▸ Exercise instructions
Lines containing the word "Tailwind" need to be counted. Please reply with how many there are, and nothing else.

_ _ _ _

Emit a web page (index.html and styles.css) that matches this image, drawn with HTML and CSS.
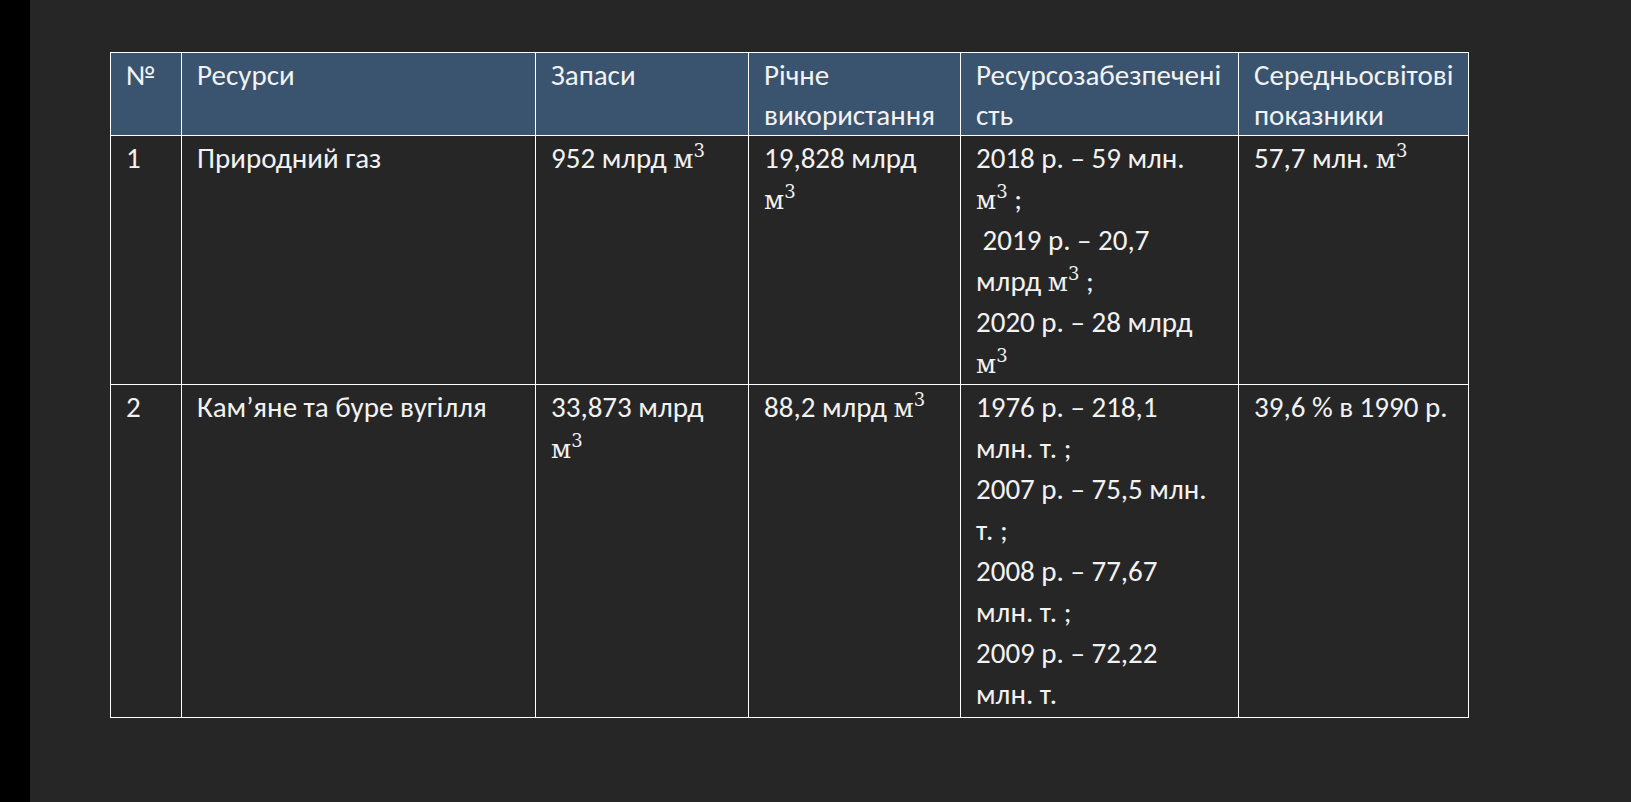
FILE: index.html
```html
<!DOCTYPE html>
<html lang="uk">
<head>
<meta charset="utf-8">
<title>Ресурси</title>
<link rel="stylesheet" href="styles.css">
</head>
<body>
<div class="page">
  <div class="strip"></div>
  <main class="main">
    <table class="res">
      <colgroup>
        <col class="c0"><col class="c1"><col class="c2"><col class="c3"><col class="c4"><col class="c5">
      </colgroup>
      <thead>
        <tr>
          <th>№</th>
          <th>Ресурси</th>
          <th>Запаси</th>
          <th>Річне<br>використання</th>
          <th>Ресурсозабезпечені<br>сть</th>
          <th>Середньосвітові<br>показники</th>
        </tr>
      </thead>
      <tbody>
        <tr>
          <td>1</td>
          <td>Природний газ</td>
          <td>952 млрд <span class="m">м<sup>3</sup></span></td>
          <td>19,828 млрд<br><span class="m">м<sup>3</sup></span></td>
          <td>2018 р. – 59 млн.<br><span class="m">м<sup>3</sup></span> ;<br>&nbsp;2019 р. – 20,7<br>млрд <span class="m">м<sup>3</sup></span> ;<br>2020 р. – 28 млрд<br><span class="m">м<sup>3</sup></span></td>
          <td>57,7 млн. <span class="m">м<sup>3</sup></span></td>
        </tr>
        <tr>
          <td>2</td>
          <td>Кам’яне та буре вугілля</td>
          <td>33,873 млрд<br><span class="m">м<sup>3</sup></span></td>
          <td>88,2 млрд <span class="m">м<sup>3</sup></span></td>
          <td>1976 р. – 218,1<br>млн. т. ;<br>2007 р. – 75,5 млн.<br>т. ;<br>2008 р. – 77,67<br>млн. т. ;<br>2009 р. – 72,22<br>млн. т.</td>
          <td>39,6 % в 1990 р.</td>
        </tr>
      </tbody>
    </table>
  </main>
</div>
</body>
</html>
```
FILE: styles.css
```css
html, body {
  margin: 0;
  padding: 0;
  height: 100%;
  background: #262626;
}
.page {
  display: flex;
  min-height: 100vh;
}
.strip {
  width: 30px;
  flex: none;
  background: #000;
}
.main {
  flex: 1;
  padding: 52px 0 0 80px;
}
.res {
  border-collapse: collapse;
  table-layout: fixed;
  width: 1358px;
  font-family: Carlito, Lato, "Open Sans", sans-serif;
  font-size: 29px;
  line-height: 41px;
  color: #f2f2f2;
}
.c0 { width: 71px; }
.c1 { width: 354px; }
.c2 { width: 213px; }
.c3 { width: 212px; }
.c4 { width: 278px; }
.c5 { width: 230px; }
.res th, .res td {
  border: 1px solid #ffffff;
  padding: 2px 4px 0 15px;
  text-align: left;
  vertical-align: top;
  font-weight: normal;
  white-space: nowrap;
}
.res thead th {
  background: #3a546f;
  line-height: 40px;
}
.res tbody td {
  background: #262626;
}
.res thead tr { height: 82px; }
.res tbody tr:first-child { height: 249px; }
.res tbody tr:last-child { height: 333px; }
.m {
  font-family: "DejaVu Serif", "Liberation Serif", serif;
  font-size: 26px;
  line-height: 20px;
}
.m sup {
  font-size: 18px;
  line-height: 0;
  vertical-align: 11px;
}
```
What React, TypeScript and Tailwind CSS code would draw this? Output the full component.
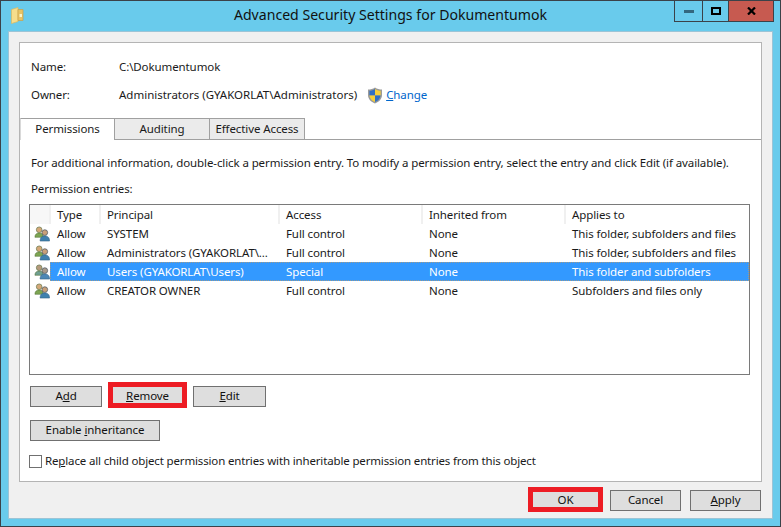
const FONT = "font-['Noto_Sans','Open_Sans',sans-serif]";

const columns = [
  { label: "", width: "w-[21px]" },
  { label: "Type", width: "w-[50px]" },
  { label: "Principal", width: "w-[179px]" },
  { label: "Access", width: "w-[143px]" },
  { label: "Inherited from", width: "w-[143px]" },
  { label: "Applies to", width: "flex-1" },
];

const rows = [
  { type: "Allow", principal: "SYSTEM", access: "Full control", inherited: "None", applies: "This folder, subfolders and files" },
  { type: "Allow", principal: "Administrators (GYAKORLAT\\...", access: "Full control", inherited: "None", applies: "This folder, subfolders and files" },
  { type: "Allow", principal: "Users (GYAKORLAT\\Users)", access: "Special", inherited: "None", applies: "This folder and subfolders", selected: true },
  { type: "Allow", principal: "CREATOR OWNER", access: "Full control", inherited: "None", applies: "Subfolders and files only" },
];

function FolderIcon() {
  return (
    <svg width="13" height="17" viewBox="0 0 13 17">
      <path d="M0.5 2.5 L7 0.5 V14.5 L0.5 16.5 Z" fill="#f6dd8c" stroke="#dcb95c" strokeWidth="0.7" />
      <path d="M7 2.5 H12 V13.5 H7 Z" fill="#e8c465" stroke="#c9a24a" strokeWidth="0.7" />
      <rect x="8.5" y="7" width="2.5" height="3" fill="#fdf3c4" />
    </svg>
  );
}

function ShieldIcon() {
  return (
    <svg width="16" height="17" viewBox="0 0 16 17">
      <path d="M8 .5 C10 2 12.5 2.6 15 2.6 V8 C15 12 12 15 8 16.5 C4 15 1 12 1 8 V2.6 C3.5 2.6 6 2 8 .5 Z" fill="#9a9a9a" />
      <path d="M8 2 V8.5 H2.4 V3.8 C4.4 3.7 6.4 3.2 8 2 Z" fill="#2f6fc4" />
      <path d="M8 2 C9.6 3.2 11.6 3.7 13.6 3.8 V8.5 H8 Z" fill="#f5cf3a" />
      <path d="M2.4 8.5 H8 V15 C5 13.8 2.7 11.5 2.4 8.5 Z" fill="#f5cf3a" />
      <path d="M8 8.5 H13.6 C13.3 11.5 11 13.8 8 15 Z" fill="#2f6fc4" />
    </svg>
  );
}

function UsersIcon({ selected }: { selected?: boolean }) {
  return (
    <svg width="16" height="16" viewBox="0 0 17 17">
      <circle cx="5.5" cy="4" r="3" fill={selected ? "#b59a7c" : "#d4a878"} stroke="#6d7f55" strokeWidth="0.8" />
      <path d="M1 12 C1 8.5 3 7.5 5.5 7.5 C8 7.5 10 8.5 10 12 Z" fill={selected ? "#6f9f90" : "#7da552"} stroke="#55743a" strokeWidth="0.6" />
      <circle cx="11.5" cy="7" r="3" fill={selected ? "#a99a8a" : "#c99f78"} stroke="#4e5a66" strokeWidth="0.8" />
      <path d="M6.5 16 C6.5 12 8.5 10.5 11.5 10.5 C14.5 10.5 16.5 12 16.5 16 Z" fill={selected ? "#4d87b5" : "#3f80ad"} stroke="#2f5f85" strokeWidth="0.6" />
    </svg>
  );
}

function Button({ children, width, frame }: { children: React.ReactNode; width: string; frame?: string }) {
  return (
    <div className={`relative ${width} h-[21px]`}>
      <button className="flex h-full w-full items-center justify-center border border-[#707070] bg-[#dedede] pb-[1px] text-[11.5px] tracking-[-0.1px] text-[#111]">
        <span>{children}</span>
      </button>
      {frame && <div className={`absolute border-[5px] border-[#ed1c24] ${frame}`} />}
    </div>
  );
}

function Tab({ label, active }: { label: string; active?: boolean }) {
  return (
    <div
      className={`flex h-[22px] w-[95px] items-center justify-center border-t border-r border-[#a0a0a0] pb-[1px] text-[11.5px] tracking-[-0.1px] ${
        active ? "border-l border-l-[#d9d9d9] bg-white" : "border-b bg-[#ebebeb]"
      }`}
    >
      {label}
    </div>
  );
}

export default function App() {
  return (
    <div className={`${FONT} flex h-[527px] w-[781px] flex-col overflow-hidden border border-[#3b4249] bg-[#69cbec] text-[11.5px] leading-none tracking-[-0.1px] text-[#1a1a1a]`}>
      {/* Title bar */}
      <div className="grid h-[30px] grid-cols-[110px_1fr_110px]">
        <div className="flex items-center pb-[1px] pl-[10px]">
          <FolderIcon />
        </div>
        <div className="flex items-center justify-center pb-[1px] text-[14.1px] tracking-normal text-[#111]">
          Advanced Security Settings for Dokumentumok
        </div>
        <div className="flex items-start justify-end pr-[6px]">
          <div className="flex h-[21px] w-[28px] items-center justify-center border-b border-l border-[#3b4249]">
            <div className="h-[3px] w-[10px] bg-[#33687f]" />
          </div>
          <div className="flex h-[21px] w-[26px] items-center justify-center border-b border-l border-[#3b4249]">
            <div className="h-[8px] w-[10px] border-2 border-black" />
          </div>
          <div className="flex h-[21px] w-[46px] items-center justify-center border-x border-b border-[#3b4249] bg-[#c75a50]">
            <svg width="9" height="8" viewBox="0 0 9 8">
              <path d="M1 0.5 L8 7.5 M8 0.5 L1 7.5" stroke="#000" strokeWidth="2.2" />
            </svg>
          </div>
        </div>
      </div>

      {/* Dialog body */}
      <div className="mx-[7px] flex h-[488px] flex-col border border-[#9cc4d6] bg-[#f0f0f0] pt-[10px] pl-[10px] pr-[11px]">
        <div className="flex h-[440px] w-[743px] flex-col border border-[#b4b4b4] bg-white">
          <div className="flex h-[32px] items-center pl-[11px] pt-[16px]">
            <span className="w-[88px]">Name:</span>
            <span>C:\Dokumentumok</span>
          </div>
          <div className="mt-[12px] flex h-[16px] items-center pl-[11px]">
            <span className="w-[88px]">Owner:</span>
            <span className="tracking-normal">Administrators (GYAKORLAT\Administrators)</span>
            <span className="ml-[10px]"><ShieldIcon /></span>
            <span className="ml-[3px] text-[#0066cc]">
              <u>C</u>hange
            </span>
          </div>

          {/* Tabs */}
          <div className="mt-[15px] flex h-[22px] border-b border-[#a0a0a0]">
            <Tab label="Permissions" active />
            <Tab label="Auditing" />
            <Tab label="Effective Access" />
          </div>

          <div className="mt-[17px] flex flex-col pl-[9px] pr-[11px]">
            <p className="h-[14px] whitespace-nowrap pl-[2px]">
              For additional information, double-click a permission entry. To modify a permission entry, select the entry and click Edit (if available).
            </p>
            <p className="mt-[12px] h-[14px] pl-[2px]">Permission entries:</p>

            {/* Permission list */}
            <div className="mt-[7px] h-[171px] border border-[#7a7a7a]">
              <div className="flex h-[19px]">
                {columns.map((col, i) => (
                  <div
                    key={i}
                    className={`${col.width} flex items-center border-r-2 border-[#f0f0f0] pl-[6px] last:border-r-0 ${i === 0 ? "bg-[#f7f7f7]" : ""}`}
                  >
                    {col.label}
                  </div>
                ))}
              </div>
              {rows.map((row, i) => (
                <div key={i} className="flex h-[19px] items-center">
                  <div className="flex w-[20px] justify-end">
                    <UsersIcon selected={row.selected} />
                  </div>
                  <div className={`flex h-full flex-1 items-center ${row.selected ? "bg-[#3399ff] text-white outline-1 -outline-offset-1 outline-dotted outline-[#9c9a8c]" : ""}`}>
                    <span className="w-[51px] pl-[7px]">{row.type}</span>
                    <span className="w-[179px] pl-[6px]">{row.principal}</span>
                    <span className="w-[143px] pl-[6px]">{row.access}</span>
                    <span className="w-[143px] pl-[6px]">{row.inherited}</span>
                    <span className="flex-1 pl-[6px]">{row.applies}</span>
                  </div>
                </div>
              ))}
            </div>

            <div className="mt-[11px] flex pl-[1px]">
              <Button width="w-[72px]">A<u>d</u>d</Button>
              <div className="ml-[8px]">
                <Button width="w-[75px]" frame="-left-[2px] -right-[2px] -top-[4px] -bottom-[1px]"><u>R</u>emove</Button>
              </div>
              <div className="ml-[8px]">
                <Button width="w-[73px]"><u>E</u>dit</Button>
              </div>
            </div>
            <div className="mt-[13px] pl-[1px]">
              <Button width="w-[130px]">Enable <u>i</u>nheritance</Button>
            </div>
            <label className="mt-[14px] flex items-center">
              <span className="h-[13px] w-[13px] border border-[#707070] bg-white" />
              <span className="ml-[3px] pb-[1px] tracking-[-0.15px]">Re<u>p</u>lace all child object permission entries with inheritable permission entries from this object</span>
            </label>
          </div>
        </div>

        {/* Dialog buttons */}
        <div className="mt-[8px] flex justify-end gap-[9px]">
          <Button width="w-[71px]" frame="-left-[2px] -right-[2px] -top-[3px] -bottom-[1px]">OK</Button>
          <Button width="w-[71px]">Cancel</Button>
          <Button width="w-[71px]"><u>A</u>pply</Button>
        </div>
      </div>
    </div>
  );
}
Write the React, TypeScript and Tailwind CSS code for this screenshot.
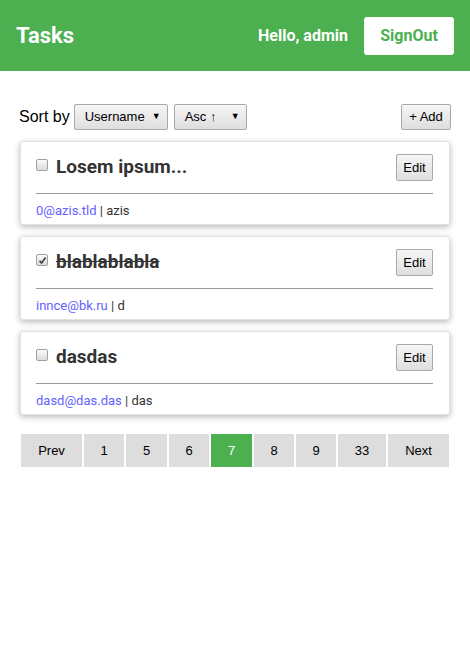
import React from "react";

interface Task {
  title: string;
  done: boolean;
  email: string;
  user: string;
}

const TASKS: Task[] = [
  { title: "Losem ipsum...", done: false, email: "0@azis.tld", user: "azis" },
  { title: "blablablabla", done: true, email: "innce@bk.ru", user: "d" },
  { title: "dasdas", done: false, email: "dasd@das.das", user: "das" },
];

const PAGES = ["Prev", "1", "5", "6", "7", "8", "9", "33", "Next"];
const PAGE_W = ["w-[61px]", "w-[40px]", "w-[41px]", "w-[40px]", "w-[41px]", "w-[40px]", "w-[40px]", "w-[48px]", "w-[61px]"];

const btn =
  "rounded-[2px] border border-[#a9a9a9] bg-gradient-to-b from-[#f6f6f6] to-[#dedede] text-[13px] text-black font-['Liberation_Sans',Arial,sans-serif]";

const Check = ({ on }: { on: boolean }) => (
  <span className="mb-[3px] flex h-[12px] w-[12px] items-center justify-center rounded-[2px] border border-[#a0a0a0] bg-gradient-to-b from-[#fafafa] to-[#dcdcdc]">
    {on && (
      <svg width="9" height="9" viewBox="0 0 9 9">
        <path d="M1.5 4.8 L3.6 7 L7.6 1.6" fill="none" stroke="#444" strokeWidth="1.7" />
      </svg>
    )}
  </span>
);

const Select = ({ label, w }: { label: string; w: string }) => (
  <div className={`${btn} ${w} flex h-[26px] items-center justify-between pl-[10px] pr-[6px]`}>
    <span>{label}</span>
    <span className="text-[9px]">▼</span>
  </div>
);

const TaskCard = ({ title, done, email, user }: Task) => (
  <div className="mx-[20px] rounded-[3px] border border-[#e2e2e2] bg-white pl-[15px] pr-[16px] pt-[12px] pb-[5px] shadow-[0_2px_6px_rgba(0,0,0,0.28)]">
    <div className="flex items-start justify-between">
      <div className="flex items-center gap-[8px] pt-[1px]">
        <Check on={done} />
        <span className={`text-[19px] font-bold leading-[23px] text-[#333] ${done ? "line-through" : ""}`}>{title}</span>
      </div>
      <button className={`${btn} h-[27px] w-[37px]`}>Edit</button>
    </div>
    <div className="mt-[12px] h-px bg-[#999]" />
    <div className="mt-[9px] text-[13px] leading-[16px] text-[#333]">
      <span className="text-[#6262ff]">{email}</span> | {user}
    </div>
  </div>
);

export default function App() {
  return (
    <div className="min-h-[669px] bg-white font-['Roboto',sans-serif]">
      <header className="flex h-[71px] items-center justify-between bg-[#4caf50] pl-[16px] pr-[16px] text-white">
        <h1 className="text-[22px] font-bold">Tasks</h1>
        <div className="flex items-center gap-[16px]">
          <span className="text-[16px] font-bold">Hello, admin</span>
          <button className="h-[38px] w-[90px] rounded-[3px] bg-white text-[16px] font-bold text-[#4caf50]">SignOut</button>
        </div>
      </header>

      <div className="mx-[19px] mt-[33px] mb-[11px] flex items-center justify-between">
        <div className="flex items-center gap-[6px]">
          <span className="mr-[-2px] text-[16px] text-black font-['Liberation_Sans',Arial,sans-serif]">Sort by</span>
          <Select label="Username" w="w-[94px]" />
          <Select label="Asc ↑" w="w-[73px]" />
        </div>
        <button className={`${btn} h-[26px] w-[50px]`}>+ Add</button>
      </div>

      <div className="flex flex-col gap-[11px]">
        {TASKS.map((t) => (
          <TaskCard key={t.title} {...t} />
        ))}
      </div>

      <nav className="mx-[21px] mt-[19px] flex gap-[2px]">
        {PAGES.map((p, i) => (
          <div
            key={p}
            className={`${PAGE_W[i]} flex h-[33px] items-center justify-center text-[13px] font-['Liberation_Sans',Arial,sans-serif] ${
              p === "7" ? "bg-[#4caf50] text-white" : "bg-[#dddddd] text-black"
            }`}
          >
            {p}
          </div>
        ))}
      </nav>
    </div>
  );
}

_ _ _ _

▸ Task answer
2